Ces mêmes décors, ainsi que ces diverses créatures peuplant la foukaï, sont chacun mis pleinement au service du récit et du conflit entraînant un petit peuple à la base indifférent face à la folie guerrière des hommes cherchant une issue désespérée face à une fin inexorable qu’ils ont eux-mêmes déclenché. Peuple qui s’apparenterait plus à un village de campagne qu’à un vrai peuple par rapport aux Tolmèques et à Pejite. Et qui se retrouve contraint de participer plus ou moins directement à l’effort de guerre sans avoir rien demandé, une intention de comparaison qui je pense était voulu par Hayao Miyazaki lorsqu’il a réalisé ce film à mon avis.

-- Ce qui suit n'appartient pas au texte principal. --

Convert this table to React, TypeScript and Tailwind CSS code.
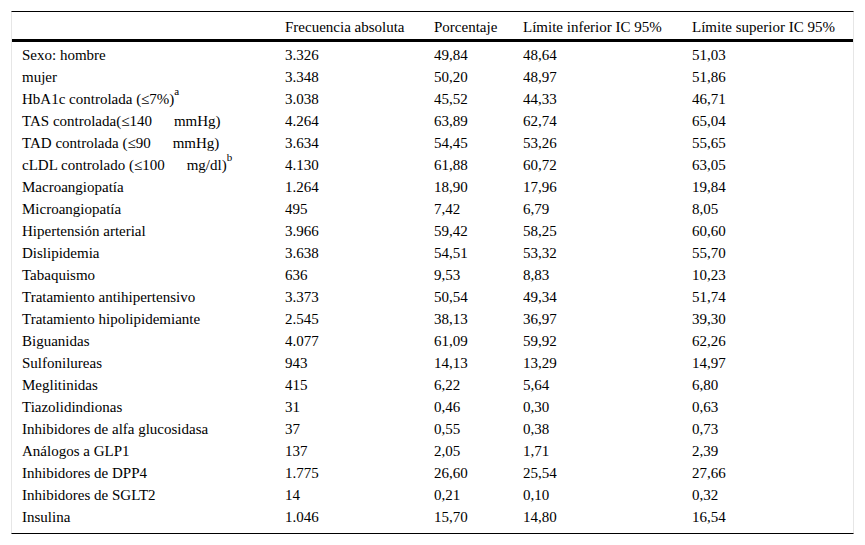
import React from "react";

const Sup = ({ c }: { c: string }) => (
  <span className="text-[11px] align-top relative -top-[2px] leading-none">{c}</span>
);

const Gap = () => <span className="inline-block w-[22px]" />;

const rows: [React.ReactNode, string, string, string, string][] = [
  ["Sexo: hombre", "3.326", "49,84", "48,64", "51,03"],
  ["mujer", "3.348", "50,20", "48,97", "51,86"],
  [<>HbA1c controlada (≤7%)<Sup c="a" /></>, "3.038", "45,52", "44,33", "46,71"],
  [<>TAS controlada(≤140<Gap />mmHg)</>, "4.264", "63,89", "62,74", "65,04"],
  [<>TAD controlada (≤90<Gap />mmHg)</>, "3.634", "54,45", "53,26", "55,65"],
  [<>cLDL controlado (≤100<Gap />mg/dl)<Sup c="b" /></>, "4.130", "61,88", "60,72", "63,05"],
  ["Macroangiopatía", "1.264", "18,90", "17,96", "19,84"],
  ["Microangiopatía", "495", "7,42", "6,79", "8,05"],
  ["Hipertensión arterial", "3.966", "59,42", "58,25", "60,60"],
  ["Dislipidemia", "3.638", "54,51", "53,32", "55,70"],
  ["Tabaquismo", "636", "9,53", "8,83", "10,23"],
  ["Tratamiento antihipertensivo", "3.373", "50,54", "49,34", "51,74"],
  ["Tratamiento hipolipidemiante", "2.545", "38,13", "36,97", "39,30"],
  ["Biguanidas", "4.077", "61,09", "59,92", "62,26"],
  ["Sulfonilureas", "943", "14,13", "13,29", "14,97"],
  ["Meglitinidas", "415", "6,22", "5,64", "6,80"],
  ["Tiazolidindionas", "31", "0,46", "0,30", "0,63"],
  ["Inhibidores de alfa glucosidasa", "37", "0,55", "0,38", "0,73"],
  ["Análogos a GLP1", "137", "2,05", "1,71", "2,39"],
  ["Inhibidores de DPP4", "1.775", "26,60", "25,54", "27,66"],
  ["Inhibidores de SGLT2", "14", "0,21", "0,10", "0,32"],
  ["Insulina", "1.046", "15,70", "14,80", "16,54"],
];

export default function App() {
  return (
    <div className="w-[865px] h-[545px] bg-white pt-[11px] pl-[11px] font-['Liberation_Serif',_'Times_New_Roman',_serif]">
      <div className="w-[843px] border-t border-t-black border-b border-b-black border-x border-x-[#e6e6e6] text-[15px] text-black leading-[22px]">
        <div className="grid grid-cols-[263px_149px_89px_169px_1fr] h-[30px] pt-[3px] items-center border-b-[3px] border-b-black">
          <div className="pl-[10px]"></div>
          <div className="pl-[10px]">Frecuencia absoluta</div>
          <div className="pl-[10px]">Porcentaje</div>
          <div className="pl-[10px]">Límite inferior IC 95%</div>
          <div className="pl-[10px]">Límite superior IC 95%</div>
        </div>
        <div className="pt-[2px] pb-[5px]">
          {rows.map((r, i) => (
            <div key={i} className="grid grid-cols-[263px_149px_89px_169px_1fr] h-[22px] items-center">
              {r.map((c, j) => (
                <div key={j} className="pl-[10px] whitespace-nowrap">{c}</div>
              ))}
            </div>
          ))}
        </div>
      </div>
    </div>
  );
}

Mais malgré cela, Nausicaä de la vallée du vent ne lorgne pas dans la voie du défaitisme ni vers une fin inévitable. Car Hayao Miyazaki y incorpore deux détails qui finissent par faire une grande différence : la variation de ton et la gestion du rythme. Ce dernier étant toujours quasi impeccablement adapté à chaque scène et coup de théâtre, les moments de pression comme les instants d’espoir ou de désespoir, et le ton allant du mystique (le face à face entre Nausicäa et un Ômu) et de l’appréhension à la bon humeur global (le retour de Yupa au village) donnant une légèreté ainsi qu’un optimisme suffisamment dosés pour ne pas faire de l’ombre à la gravité du contexte dans lequel évolue ces personnages.
Enfin, un petit mot au sujet du doublage, car ça me procure toujours un énorme bol d’air frais de pouvoir suivre un doublage entièrement dénué de célébrité et qui ne reposent pas sur leur présence, contrairement à des productions animées américaines plus médiatisées. Que ça soit la voix douce et innocente d’Adeline Chetail dans la peau de l’héroïne, la voix pleine d’assurance et d’engagement de Laurence Bréheret ou encore celle aussi imposante qu’il peut être sage du regretté Patrick Floersheim.
Sans trop m’étendre davantage, je ne peux que me réjouir de voir la popularité du film avoir prit forme auprès des fans du studio comme de ceux qui sont moins adepte de l’animation japonaise. Comme pour un Star Wars III : La Revanche des Siths ou Brisby et le secret de Nihm dans un autre genre, je conserve une énorme affection pour ce film comme ses mangas dont il est issu.
Les studios Ghibli n’ont pas encore vu le jour, mais un grand homme au talent indéniable vient de s’imposer et s’apprête à remettre le couvercle lors de la naissance du studio.